**TASK DETAILS**
Every line below is to be copied exactly, with the pictures left out.

**RECORDED INFORMATION**
= = = =

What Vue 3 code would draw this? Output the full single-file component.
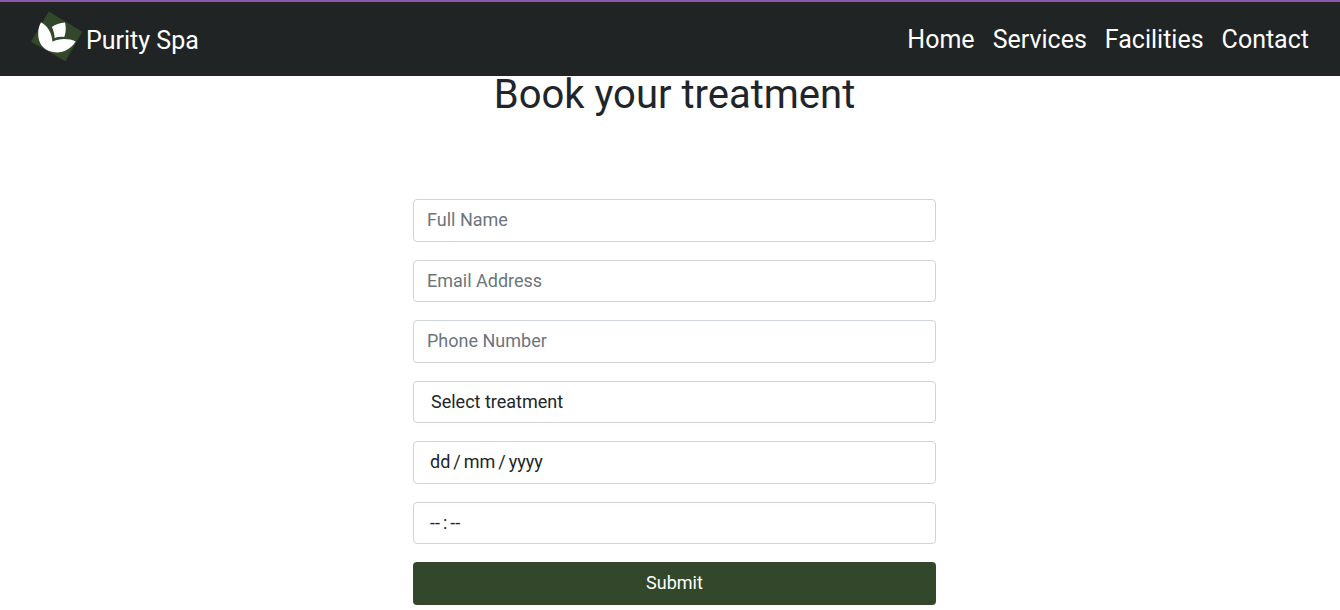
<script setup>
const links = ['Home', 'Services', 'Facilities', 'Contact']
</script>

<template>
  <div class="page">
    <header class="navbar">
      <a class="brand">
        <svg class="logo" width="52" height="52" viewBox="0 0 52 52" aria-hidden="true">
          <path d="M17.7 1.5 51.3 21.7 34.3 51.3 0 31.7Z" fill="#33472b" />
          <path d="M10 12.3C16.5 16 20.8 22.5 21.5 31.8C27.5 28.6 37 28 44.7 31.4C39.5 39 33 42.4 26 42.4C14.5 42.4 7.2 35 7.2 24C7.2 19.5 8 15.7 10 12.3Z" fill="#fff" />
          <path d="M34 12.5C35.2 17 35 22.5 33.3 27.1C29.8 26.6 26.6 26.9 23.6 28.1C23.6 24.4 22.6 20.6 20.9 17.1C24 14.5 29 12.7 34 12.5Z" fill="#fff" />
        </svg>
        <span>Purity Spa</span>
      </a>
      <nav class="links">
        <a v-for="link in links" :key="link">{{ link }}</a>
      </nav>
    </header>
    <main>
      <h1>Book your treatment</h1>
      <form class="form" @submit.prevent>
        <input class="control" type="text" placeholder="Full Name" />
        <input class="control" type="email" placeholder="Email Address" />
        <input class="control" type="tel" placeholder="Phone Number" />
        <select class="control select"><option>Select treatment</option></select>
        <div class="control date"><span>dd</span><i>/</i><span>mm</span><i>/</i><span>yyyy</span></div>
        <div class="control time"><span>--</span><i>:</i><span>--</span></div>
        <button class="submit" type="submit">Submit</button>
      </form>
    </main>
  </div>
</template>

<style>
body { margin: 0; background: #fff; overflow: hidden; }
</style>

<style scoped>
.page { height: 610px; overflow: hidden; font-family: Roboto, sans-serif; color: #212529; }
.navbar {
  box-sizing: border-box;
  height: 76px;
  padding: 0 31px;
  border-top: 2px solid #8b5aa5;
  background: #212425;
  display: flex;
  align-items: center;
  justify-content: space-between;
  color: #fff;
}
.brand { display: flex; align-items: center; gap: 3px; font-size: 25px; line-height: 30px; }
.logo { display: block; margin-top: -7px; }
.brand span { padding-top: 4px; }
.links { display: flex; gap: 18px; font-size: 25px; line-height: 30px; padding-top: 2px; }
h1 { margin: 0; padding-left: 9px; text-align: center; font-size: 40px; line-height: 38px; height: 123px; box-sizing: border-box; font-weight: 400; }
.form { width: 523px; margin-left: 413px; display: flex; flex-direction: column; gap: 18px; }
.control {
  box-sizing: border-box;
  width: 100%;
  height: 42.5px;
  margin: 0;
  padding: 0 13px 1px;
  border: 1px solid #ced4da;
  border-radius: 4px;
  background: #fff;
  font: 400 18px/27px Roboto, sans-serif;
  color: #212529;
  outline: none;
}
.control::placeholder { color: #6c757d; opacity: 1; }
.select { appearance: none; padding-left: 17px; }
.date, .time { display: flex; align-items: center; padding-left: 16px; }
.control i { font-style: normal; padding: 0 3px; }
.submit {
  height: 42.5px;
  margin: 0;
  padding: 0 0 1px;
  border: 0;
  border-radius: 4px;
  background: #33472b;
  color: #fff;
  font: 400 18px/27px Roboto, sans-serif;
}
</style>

= = = =

**PROBLEM SOLUTION**
What Vue 3 code would draw this? Output the full single-file component.
<script setup>
const links = ['Home', 'Services', 'Facilities', 'Contact']
</script>

<template>
  <div class="page">
    <header class="navbar">
      <a class="brand">
        <svg class="logo" width="52" height="52" viewBox="0 0 52 52" aria-hidden="true">
          <path d="M17.7 1.5 51.3 21.7 34.3 51.3 0 31.7Z" fill="#33472b" />
          <path d="M10 12.3C16.5 16 20.8 22.5 21.5 31.8C27.5 28.6 37 28 44.7 31.4C39.5 39 33 42.4 26 42.4C14.5 42.4 7.2 35 7.2 24C7.2 19.5 8 15.7 10 12.3Z" fill="#fff" />
          <path d="M34 12.5C35.2 17 35 22.5 33.3 27.1C29.8 26.6 26.6 26.9 23.6 28.1C23.6 24.4 22.6 20.6 20.9 17.1C24 14.5 29 12.7 34 12.5Z" fill="#fff" />
        </svg>
        <span>Purity Spa</span>
      </a>
      <nav class="links">
        <a v-for="link in links" :key="link">{{ link }}</a>
      </nav>
    </header>
    <main>
      <h1>Book your treatment</h1>
      <form class="form" @submit.prevent>
        <input class="control" type="text" placeholder="Full Name" />
        <input class="control" type="email" placeholder="Email Address" />
        <input class="control" type="tel" placeholder="Phone Number" />
        <select class="control select"><option>Select treatment</option></select>
        <div class="control date"><span>dd</span><i>/</i><span>mm</span><i>/</i><span>yyyy</span></div>
        <div class="control time"><span>--</span><i>:</i><span>--</span></div>
        <button class="submit" type="submit">Submit</button>
      </form>
    </main>
  </div>
</template>

<style>
body { margin: 0; background: #fff; overflow: hidden; }
</style>

<style scoped>
.page { height: 610px; overflow: hidden; font-family: Roboto, sans-serif; color: #212529; }
.navbar {
  box-sizing: border-box;
  height: 76px;
  padding: 0 31px;
  border-top: 2px solid #8b5aa5;
  background: #212425;
  display: flex;
  align-items: center;
  justify-content: space-between;
  color: #fff;
}
.brand { display: flex; align-items: center; gap: 3px; font-size: 25px; line-height: 30px; }
.logo { display: block; margin-top: -7px; }
.brand span { padding-top: 4px; }
.links { display: flex; gap: 18px; font-size: 25px; line-height: 30px; padding-top: 2px; }
h1 { margin: 0; padding-left: 9px; text-align: center; font-size: 40px; line-height: 38px; height: 123px; box-sizing: border-box; font-weight: 400; }
.form { width: 523px; margin-left: 413px; display: flex; flex-direction: column; gap: 18px; }
.control {
  box-sizing: border-box;
  width: 100%;
  height: 42.5px;
  margin: 0;
  padding: 0 13px 1px;
  border: 1px solid #ced4da;
  border-radius: 4px;
  background: #fff;
  font: 400 18px/27px Roboto, sans-serif;
  color: #212529;
  outline: none;
}
.control::placeholder { color: #6c757d; opacity: 1; }
.select { appearance: none; padding-left: 17px; }
.date, .time { display: flex; align-items: center; padding-left: 16px; }
.control i { font-style: normal; padding: 0 3px; }
.submit {
  height: 42.5px;
  margin: 0;
  padding: 0 0 1px;
  border: 0;
  border-radius: 4px;
  background: #33472b;
  color: #fff;
  font: 400 18px/27px Roboto, sans-serif;
}
</style>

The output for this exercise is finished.